At the beginning of World War II, most Coast Artillery Regiments were antiaircraft units. They existed in two types, mobile and semi-mobile. This mobility status was a rather fluid designation, although each type had a separate Table of Organization (T/O). The 206th was of the semi-mobile type under T/O 4-111. Its war strength was fixed at 2,155. The regiment contained a regimental headquarters and headquarters battery, armed with four antiaircraft artillery guns. At war strength, the regiment would contain three battalions, each with a battalion headquarters, headquarters battery and ammunition train. Each battalion would be composed of four batteries. The 206th did not have a 3rd Battalion until 18 August 1942, two months after the Japanese attack on Dutch Harbor. During World War II, the Army discarded the regimental system for artillery units.

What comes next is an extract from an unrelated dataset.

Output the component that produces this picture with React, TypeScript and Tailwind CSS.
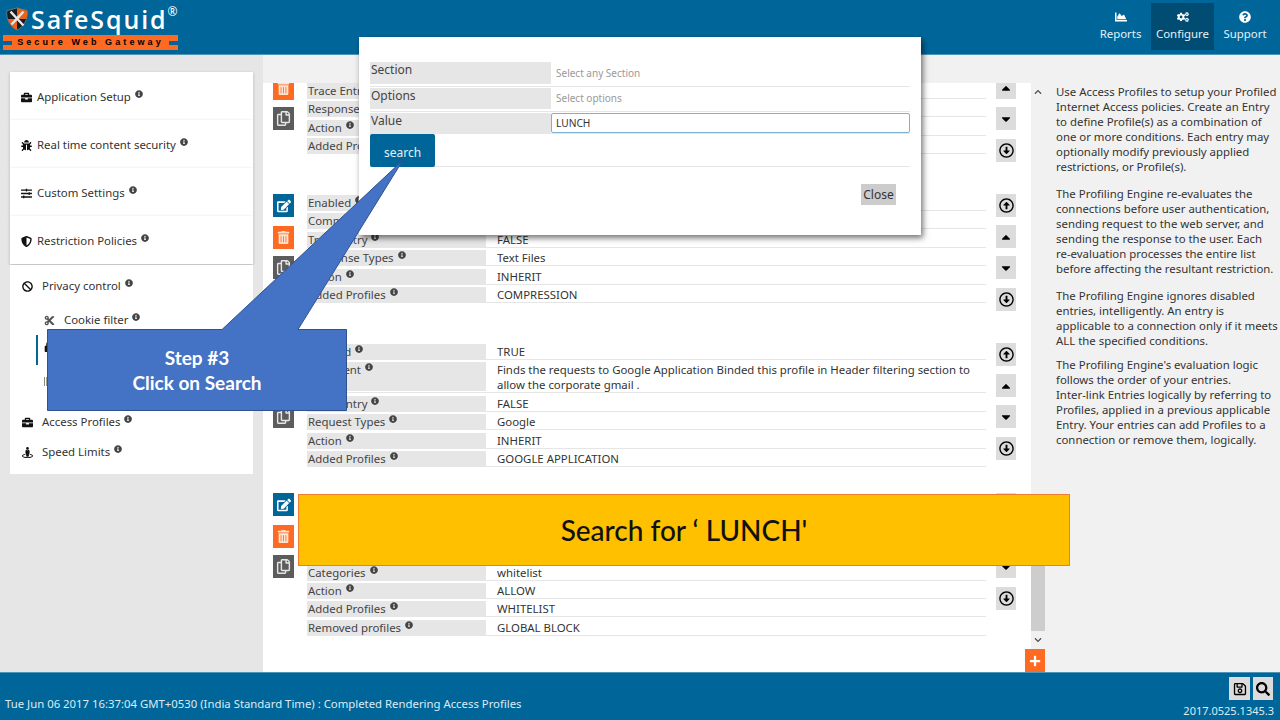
import React from 'react';
import {
  FaBan,
  FaBriefcase,
  FaBug,
  FaCaretDown,
  FaCaretUp,
  FaChartArea,
  FaChevronDown,
  FaChevronUp,
  FaCogs,
  FaCut,
  FaEdit,
  FaInfoCircle,
  FaLock,
  FaPlus,
  FaQuestionCircle,
  FaRegArrowAltCircleDown,
  FaRegArrowAltCircleUp,
  FaRegCopy,
  FaRegSave,
  FaSearch,
  FaShieldAlt,
  FaSlidersH,
  FaStreetView,
  FaTrashAlt,
} from 'react-icons/fa';

const Info = () => <FaInfoCircle className="inline-block text-[8px] text-[#444] ml-1 -mt-2" />;

const Logo = () => (
  <div className="pl-[3px] pt-[4px] w-[180px]">
    <div className="flex items-center h-[30px]">
      <svg width="24" height="26" viewBox="0 0 26 26" className="ml-[2px] shrink-0">
        <path d="M13 1 L24 4 C25 13 21 21 13 25 C5 21 1 13 2 4 Z" fill="#1b1b1b" stroke="#5a7f95" />
        <path d="M13 1 L24 4 C24.5 8 24 10 23 13 L13 13 Z" fill="#e8641c" />
        <path d="M13 13 L3 13 C5 19 8 23 13 25 Z" fill="#e8641c" />
        <path d="M6 5 L20 20 M20 5 L7 19" stroke="#e8e8e8" strokeWidth="2.5" />
      </svg>
      <span className="ml-[2px] text-[25px] leading-[30px] text-white font-semibold tracking-[1.9px] font-['Open_Sans',sans-serif]">
        SafeSquid
      </span>
      <span className="text-[12px] text-white self-start -mt-[1px]">®</span>
    </div>
    <div className="mt-[1px] w-[175px] h-[15px] bg-[#ff6a22] flex items-center justify-between">
      <span className="w-[9px] h-[4px] bg-[#006699]" />
      <span className="text-[9px] font-bold tracking-[3.1px] text-black font-['Liberation_Sans',sans-serif]">
        Secure Web Gateway
      </span>
      <span className="w-[9px] h-[4px] bg-[#006699]" />
    </div>
  </div>
);

const NavItem = ({ icon, label, width, active }: { icon: React.ReactNode; label: string; width: string; active?: boolean }) => (
  <div
    className={`flex flex-col items-center justify-center h-[47px] mt-[3px] pb-[2px] text-[11.4px] text-[#e6f0f5] ${width} ${
      active ? 'bg-[#004c73]' : ''
    }`}
  >
    <span className="text-[12px] text-white h-[17px] flex items-center">{icon}</span>
    <span className="leading-[18px]">{label}</span>
  </div>
);

const SideCard = ({ icon, label }: { icon: React.ReactNode; label: string }) => (
  <div className="h-[48px] bg-white flex items-center pl-[11px] pt-[2px] text-[11.4px] text-[#333] shadow-[0_1px_3px_rgba(0,0,0,0.22)]">
    <span className="w-[16px] text-[11px] text-[#111]">{icon}</span>
    <span>
      {label}
      <Info />
    </span>
  </div>
);

const SideLink = ({ icon, label, className }: { icon: React.ReactNode; label: string; className: string }) => (
  <div className={`flex items-center text-[11.4px] text-[#333] ${className}`}>
    <span className="w-[20px] text-[11px] text-[#111]">{icon}</span>
    <span>
      {label}
      <Info />
    </span>
  </div>
);

type Row = { label: string; value: string; tall?: boolean; short?: boolean };

const labelHeight = (row: Row) => {
  if (row.tall) return 'h-[29px]';
  if (row.short) return 'h-[12px] overflow-hidden';
  return 'h-[15px]';
};

const Entry = ({ rows, height }: { rows: Row[]; height: string }) => (
  <div className={`flex ${height}`}>
    <div className="w-[44px] pl-[10px] flex flex-col">
      <div className="w-[21px] h-[23px] bg-[#006699] text-white flex items-center justify-center text-[14px]">
        <FaEdit />
      </div>
      <div className="w-[21px] h-[23px] mt-[9px] bg-[#ff6a22] text-[#ffe3cf] flex items-center justify-center text-[13px]">
        <FaTrashAlt />
      </div>
      <div className="w-[21px] h-[23px] mt-[7px] bg-[#5c5c5c] text-[#e6e6e6] flex items-center justify-center text-[15px]">
        <FaRegCopy />
      </div>
    </div>
    <div className="w-[679px] pt-[1px]">
      {rows.map((row) => (
        <div key={row.label} className="flex border-b border-[#e6e6e6] mb-[2.4px] text-[11.4px] leading-[15px]">
          <div className={`w-[179px] bg-[#e6e6e6] text-[#444] pl-[1px] ${labelHeight(row)}`}>
            {row.label}
            <Info />
          </div>
          <div className="flex-1 pl-[11px] text-[#333]">{row.value}</div>
        </div>
      ))}
    </div>
    <div className="w-[20px] ml-[10px] flex flex-col text-black">
      <div className="h-[23px] bg-[#dcdcdc] flex items-center justify-center text-[15px]">
        <FaRegArrowAltCircleUp />
      </div>
      <div className="h-[23px] mt-[8px] bg-[#dcdcdc] flex items-center justify-center text-[14px]">
        <FaCaretUp />
      </div>
      <div className="h-[23px] mt-[8px] bg-[#dcdcdc] flex items-center justify-center text-[14px]">
        <FaCaretDown />
      </div>
      <div className="h-[23px] mt-[9px] bg-[#dcdcdc] flex items-center justify-center text-[15px]">
        <FaRegArrowAltCircleDown />
      </div>
    </div>
  </div>
);

const baseRows = (types: Row, value: string): Row[] => [
  { label: 'Enabled', value: 'TRUE' },
  { label: 'Comment', value: '' },
  { label: 'Trace Entry', value: 'FALSE' },
  types,
  { label: 'Action', value: 'INHERIT' },
  { label: 'Added Profiles', value },
];

const entries: { rows: Row[]; height: string }[] = [
  { rows: baseRows({ label: 'Response Types', value: 'Text Files' }, 'COMPRESSION'), height: 'h-[149px]' },
  { rows: baseRows({ label: 'Response Types', value: 'Text Files' }, 'COMPRESSION'), height: 'h-[149px]' },
  {
    rows: [
      { label: 'Enabled', value: 'TRUE' },
      {
        label: 'Comment',
        tall: true,
        value:
          'Finds the requests to Google Application Binded this profile in Header filtering section to allow the corporate gmail .',
      },
      { label: 'Trace Entry', value: 'FALSE' },
      { label: 'Request Types', value: 'Google' },
      { label: 'Action', value: 'INHERIT' },
      { label: 'Added Profiles', value: 'GOOGLE APPLICATION' },
    ],
    height: 'h-[150px]',
  },
  {
    rows: [
      { label: 'Enabled', value: 'TRUE' },
      { label: 'Comment', value: '', short: true },
      { label: 'Trace Entry', value: 'FALSE' },
      { label: 'Request Types', value: '' },
      { label: 'Categories', value: 'whitelist' },
      { label: 'Action', value: 'ALLOW' },
      { label: 'Added Profiles', value: 'WHITELIST' },
      { label: 'Removed profiles', value: 'GLOBAL BLOCK' },
    ],
    height: 'h-[160px]',
  },
];

const helpText = [
  [
    'Use Access Profiles to setup your Profiled',
    'Internet Access policies. Create an Entry',
    'to define Profile(s) as a combination of',
    'one or more conditions. Each entry may',
    'optionally modify previously applied',
    'restrictions, or Profile(s).',
  ],
  [
    'The Profiling Engine re-evaluates the',
    'connections before user authentication,',
    'sending request to the web server, and',
    'sending the response to the user. Each',
    're-evaluation processes the entire list',
    'before affecting the resultant restriction.',
  ],
  [
    'The Profiling Engine ignores disabled',
    'entries, intelligently. An entry is',
    'applicable to a connection only if it meets',
    'ALL the specified conditions.',
  ],
  [
    "The Profiling Engine's evaluation logic",
    'follows the order of your entries.',
    'Inter-link Entries logically by referring to',
    'Profiles, applied in a previous applicable',
    'Entry. Your entries can add Profiles to a',
    'connection or remove them, logically.',
  ],
];

const SearchModal = () => (
  <div className="absolute left-[359px] top-[37px] w-[562px] h-[198px] bg-white shadow-[2px_3px_6px_rgba(0,0,0,0.55)] pt-[25px] px-[11px] text-[12px]">
    <div className="w-[540px] flex h-[25px] border-b border-[#e6e6e6]">
      <div className="w-[181px] h-[22px] bg-[#e6e6e6] text-[#444] pl-[1px] leading-[16px]">Section</div>
      <div className="pl-[5px] pt-[4px] text-[10px] text-[#999]">Select any Section</div>
    </div>
    <div className="w-[540px] flex h-[25px] border-b border-[#e6e6e6]">
      <div className="w-[181px] h-[21px] mt-[1px] bg-[#e6e6e6] text-[#444] pl-[1px] leading-[16px]">Options</div>
      <div className="pl-[5px] pt-[4px] text-[10px] text-[#999]">Select options</div>
    </div>
    <div className="w-[540px] flex h-[22px] border-b border-[#e6e6e6]">
      <div className="w-[181px] h-[20px] mt-[1px] bg-[#e6e6e6] text-[#444] pl-[1px] leading-[16px]">Value</div>
      <div className="flex-1 h-[20px] mt-[1px] border border-[#7fb2cf] rounded-[2px] pl-[4px] text-[10.2px] leading-[18px] text-[#333]">
        LUNCH
      </div>
    </div>
    <div className="w-[540px] h-[33px] border-b border-[#e6e6e6]">
      <div className="w-[65px] h-[33px] pt-[5px] bg-[#006699] rounded-[2px] text-[#e6f0f5] text-[12px] flex items-center justify-center">
        search
      </div>
    </div>
    <div className="w-[526px] flex justify-end mt-[17px]">
      <div className="w-[35px] h-[21px] bg-[#cccccc] text-[#333] flex items-center justify-center">Close</div>
    </div>
  </div>
);

const StepCallout = () => (
  <>
    <svg className="absolute left-0 top-0 pointer-events-none" width="1280" height="720">
      <polygon
        points="47.5,329.5 222,329.5 403,160 298,329.5 346.5,329.5 346.5,410.5 47.5,410.5"
        fill="#4472c4"
        stroke="#2f528f"
        strokeWidth="1"
      />
    </svg>
    <div className="absolute left-[47px] top-[345px] w-[300px] text-center text-white text-[19px] leading-[25px] font-bold font-['Lato',sans-serif]">
      <div>Step #3</div>
      <div>Click on Search</div>
    </div>
  </>
);

const App = () => {
  return (
    <div className="relative w-[1280px] h-[720px] overflow-hidden bg-white font-['Noto_Sans',sans-serif]">
      <header className="h-[55px] bg-[#006699] border-b border-[#4d94b8] flex justify-between">
        <Logo />
        <nav className="flex pr-[4px]">
          <NavItem icon={<FaChartArea />} label="Reports" width="w-[61px]" />
          <NavItem icon={<FaCogs />} label="Configure" width="w-[63px]" active />
          <NavItem icon={<FaQuestionCircle />} label="Support" width="w-[62px]" />
        </nav>
      </header>

      <div className="flex h-[617px]">
        <aside className="w-[263px] shrink-0 bg-[#e6e6e6] pt-[17px] px-[10px]">
          <SideCard icon={<FaBriefcase />} label="Application Setup" />
          <SideCard icon={<FaBug />} label="Real time content security" />
          <SideCard icon={<FaSlidersH />} label="Custom Settings" />
          <SideCard icon={<FaShieldAlt />} label="Restriction Policies" />
          <div className="h-[209px] mt-[1px] bg-white pl-[12px] pt-[13px]">
            <SideLink icon={<FaBan />} label="Privacy control" className="h-[16px]" />
            <SideLink icon={<FaCut />} label="Cookie filter" className="h-[16px] mt-[18px] ml-[22px] [&>span:first-child]:text-[#555]" />
            <div className="h-[30px] mt-[7px] ml-[14px] border-l-2 border-[#006699] pl-[6px] pt-[6px] text-[11px] text-[#111]">
              <FaLock />
            </div>
            <div className="h-[16px] mt-[8px] ml-[22px] flex gap-[1px] items-center">
              <span className="w-[1px] h-[9px] bg-[#888]" />
              <span className="w-[1px] h-[9px] bg-[#9a8]" />
              <span className="w-[2px] h-[9px] bg-[#c96]" />
            </div>
            <SideLink icon={<FaBriefcase />} label="Access Profiles" className="h-[16px] mt-[25px]" />
            <SideLink icon={<FaStreetView />} label="Speed Limits" className="h-[16px] mt-[14px]" />
          </div>
        </aside>

        <main className="relative w-[782px] shrink-0 flex flex-col">
          <div className="h-[28px] bg-[#f1f1f1] shrink-0" />
          <div className="flex flex-1 min-h-0">
            <div className="w-[768px] overflow-hidden">
              <div className="-mt-[38px]">
                {entries.map((entry, index) => (
                  <Entry key={index} rows={entry.rows} height={entry.height} />
                ))}
              </div>
            </div>
            <div className="w-[14px] h-[566px] bg-[#f1f1f1] flex flex-col items-center text-[#505050] text-[8px]">
              <div className="h-[17px] flex items-center">
                <FaChevronUp />
              </div>
              <div className="flex-1" />
              <div className="w-[14px] h-[130px] bg-[#cdcdcd]" />
              <div className="h-[18px] flex items-center">
                <FaChevronDown />
              </div>
            </div>
          </div>
          <div className="absolute right-0 bottom-0 w-[20px] h-[23px] bg-[#ff6a22] text-white text-[12px] flex items-center justify-center">
            <FaPlus />
          </div>
        </main>

        <aside className="w-[235px] shrink-0 bg-[#f1f1f1] pl-[11px] pt-[29px] text-[11.4px] leading-[15px] text-[#333]">
          {helpText.map((lines, index) => (
            <p key={index} className={`whitespace-nowrap ${index === 2 ? 'mb-[9px]' : 'mb-[12px]'}`}>
              {lines.map((line) => (
                <span key={line} className="block">
                  {line}
                </span>
              ))}
            </p>
          ))}
        </aside>
      </div>

      <footer className="h-[48px] bg-[#006699] border-t border-[#4d94b8] flex justify-between pl-[5px] pr-[6px] text-[11.35px] text-[#dcebf3]">
        <div className="pt-[22px]">
          Tue Jun 06 2017 16:37:04 GMT+0530 (India Standard Time) : Completed Rendering Access Profiles
        </div>
        <div className="flex flex-col items-end pt-[4px]">
          <div className="flex gap-[3px] text-black mr-[1px]">
            <div className="w-[21px] h-[23px] bg-[#dcdcdc] flex items-center justify-center text-[14px]">
              <FaRegSave />
            </div>
            <div className="w-[20px] h-[23px] bg-[#dcdcdc] flex items-center justify-center text-[14px]">
              <FaSearch />
            </div>
          </div>
          <div className="mt-[3px] leading-[15px] text-[11px]">2017.0525.1345.3</div>
        </div>
      </footer>

      <SearchModal />
      <StepCallout />

      <div className="absolute left-[298px] top-[494px] w-[772px] h-[72px] bg-[#ffc000] border border-[#ed7d31] flex items-center justify-center text-[28px] font-medium text-[#111] font-['Lato',sans-serif]">
        Search for ‘ LUNCH'
      </div>
    </div>
  );
};

export default App;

By war's end, only one Coast Artillery Regiment remained, the 253rd (155-mm. gun).(551)

The 206th began its federal service with two battalions of four batteries each. According to the T/O, the 1st Battalion comprised Batteries A through D; Battery A was equipped with fifteen searchlights while Batteries B, C and D were each armed with four 3-inch antiaircraft guns. The 2nd Battalion contained Batteries E through H; Batteries E, F and G were each armed with four 37-mm. automatic antiaircraft guns. Battery H was equipped with twelve .50-caliber antiaircraft machine guns. In addition, the 206th had a regimental band and a regimental medical detachment.(552)


551. Stanton, 33-38.

552. "Original Organizational Home Towns, 1941," [photocopy of a one-page undated typewritten list on plain paper], West Memphis National Guard Archives; "Roster of Officers by Organization, Arkansas National Guard, As of January 1, 1940," [photocopy of eight-page typewritten document on plain paper], West Memphis National Guard Archives.